Interpretando o crescimento e a reafricanização das religiões afro-brasileiras, os pontos de vista culturalista e etnico-político não são sim ou não, mas podem acontecer simultaneamente. O desafio está em reconhecer que o Candomblé não pode mais ser visto sem a dimensão ambígua. Após ter sido olhado como uma espécie de "gueto cultural", como um fenômeno cultural restrito principalmente ao nordeste, o Candomblé agora se espalha por todo o país, e é adotada por larga escala de grupos sociais e étnicos, onde cada um a interpreta de seu próprio jeito. Um dos desafios no estudo das religiões afro-brasileiras hoje parece ser os vários sentidos que elas tomaram na sociedade intercultural do sudeste do Brasil, onde questões relacionadas à raça são marcadas por complexidade desencontrada e ambigüidade.
No seu trabalho Identidade Cultural e Processo Global, o antropólogo norte-americano Jonathan Friedman argumenta que quando um centro hegemônico começa a declinar torna-se crescentemente difícil de manter a identidade dominante. Uma crise na sociedade maior leva ao enfraquecimento do poder e da identidade do grupo dominante, e oferece a oportunidade a grupos reprimidos anteriormente de reforçar sua identidade cultural Como identidades modernas fracassam, identidades culturais emergentes e processo étnico aparecerão como alternativas, incluindo movimentos indígenas e movimentos religiosos fundamentalistas. Cada movimento representa a emergência de novo primitivismo, uma busca de significado primordial .

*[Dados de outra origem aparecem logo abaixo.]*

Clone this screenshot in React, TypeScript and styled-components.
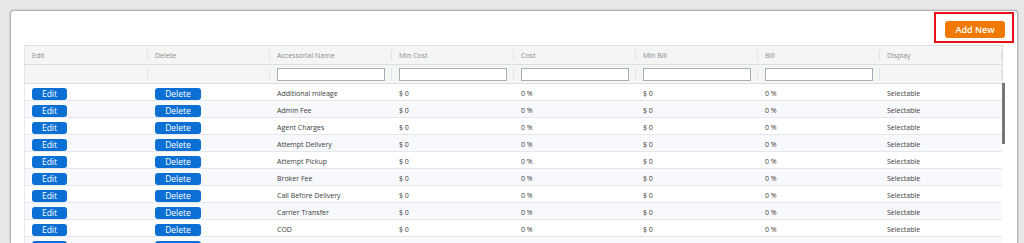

Na explicação da mudança da desafricanização para a reafricanização da religião Afro-brasileira, faz sentido aplicar a teoria de Friedman, juntamente com as hipóteses de Prandi, recordando a mudança da Umbanda para o Candomblé como expressão de mudança social. A Umbanda se originou com a sociedade moderna brasileira, como a religião brasileira, ajuntando os vários grupos étnicos do Brasil e sintetizando suas crenças. No processo assimilativo da desafricanização e embranquecimento, fazendo o afro-brasileiro se tornar apenas brasileiro, a Umbanda se ajustou à ideologia dominante da sociedade moderna. Ela viveu seu momento auge durante a ditadura militar nacionalista. Quando a crença na nação e nos valores da sociedade moderna falharam durante o regime militar, no entanto, alternativas política , culturais e identidades religiosas começaram a aparecer. Simultaneamente, houve um afrouxamento gradual da política repressiva da ditadura. Quando o regime militar finalmente acabou em 1985, o crescimento do número de centros de Umbanda estagnou, enquanto outras identidades culturais começaram a emergir. Depois de terem sido reprimidas, a cultura e as religiões afro-brasileiras tem tomado agora novas formas de construção de identidade numa sociedade inter-cultural onde a identidade é questão de livre escolha. A identificação com a religião afro-brasileira agora parece englobar desde a busca de primitivismo de brasileiros brancos até as raízes culturais e as exigências de consciência racial de brasileiros negros.